Filmed over two decades, the film opens with its oldest segment, a 1986 meeting between the rabbit-and-hare comic sensibilities of Steven Wright and Roberto Benigni. They meet, seem to want to like each other, never quite find common ground, and go their separate ways. A sketchy-yet-resonant piece of off-the-cuff comedy shot in Jarmusch's earliest, driest style, it's emblematic of what's to come.
By definition, grab-bag films are uneven, and some of Coffee And Cigarettes' segments—a meeting of Spike Lee's less-charismatic siblings, an aloof beauty's lonely afternoon—capture Jarmusch at his most oblique and least rewarding. As the film goes along, however, themes and even lines of dialogue resurface, and Jarmusch's comic sensibilities grow more assured.
Two particularly fine segments explore the way fame distorts human relationships. In one, 24 Hour Party People's Steve Coogan attempts to determine what advantage, if any, he can wring from learning that he's related to Alfred Molina. In another, Cate Blanchett fends off the passive-aggressive, though not exactly unwarranted, attacks of a rough-edged cousin (also played, wickedly, by Cate Blanchett).
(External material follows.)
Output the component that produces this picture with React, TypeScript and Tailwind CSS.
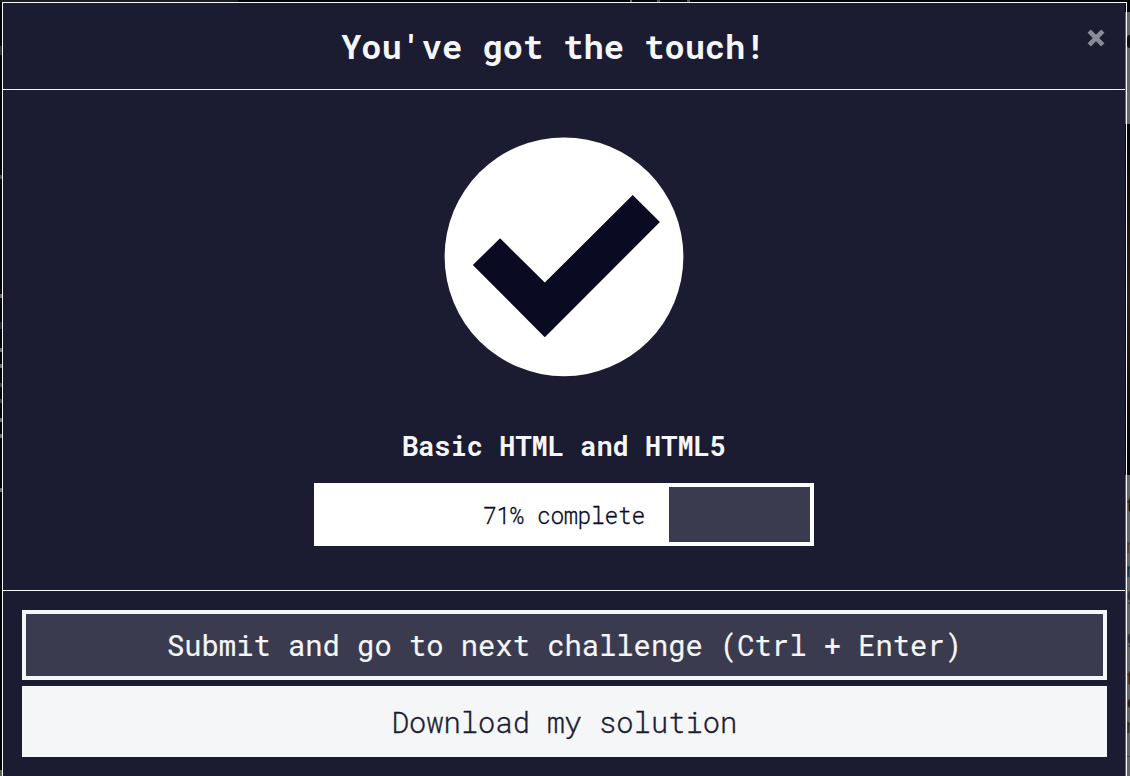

Elsewhere, encounters between The White Stripes and a Tesla coil, and between RZA, GZA, and a "disguised" Bill Murray are as satisfying as they sound.
Jarmusch has cautioned against reading too much continuity into a film whose scenes may have nothing more in common than shared moments over coffee cups, but he closes Coffee And Cigarettes with a sad, graceful moment that sums it all up. As two aging working stiffs share a coffee break, one imagines himself into a better time and place, and the soundtrack swells to accommodate the fantasy. Sometimes, bad habits and awkward company are the best anyone gets, but they're better than nothing.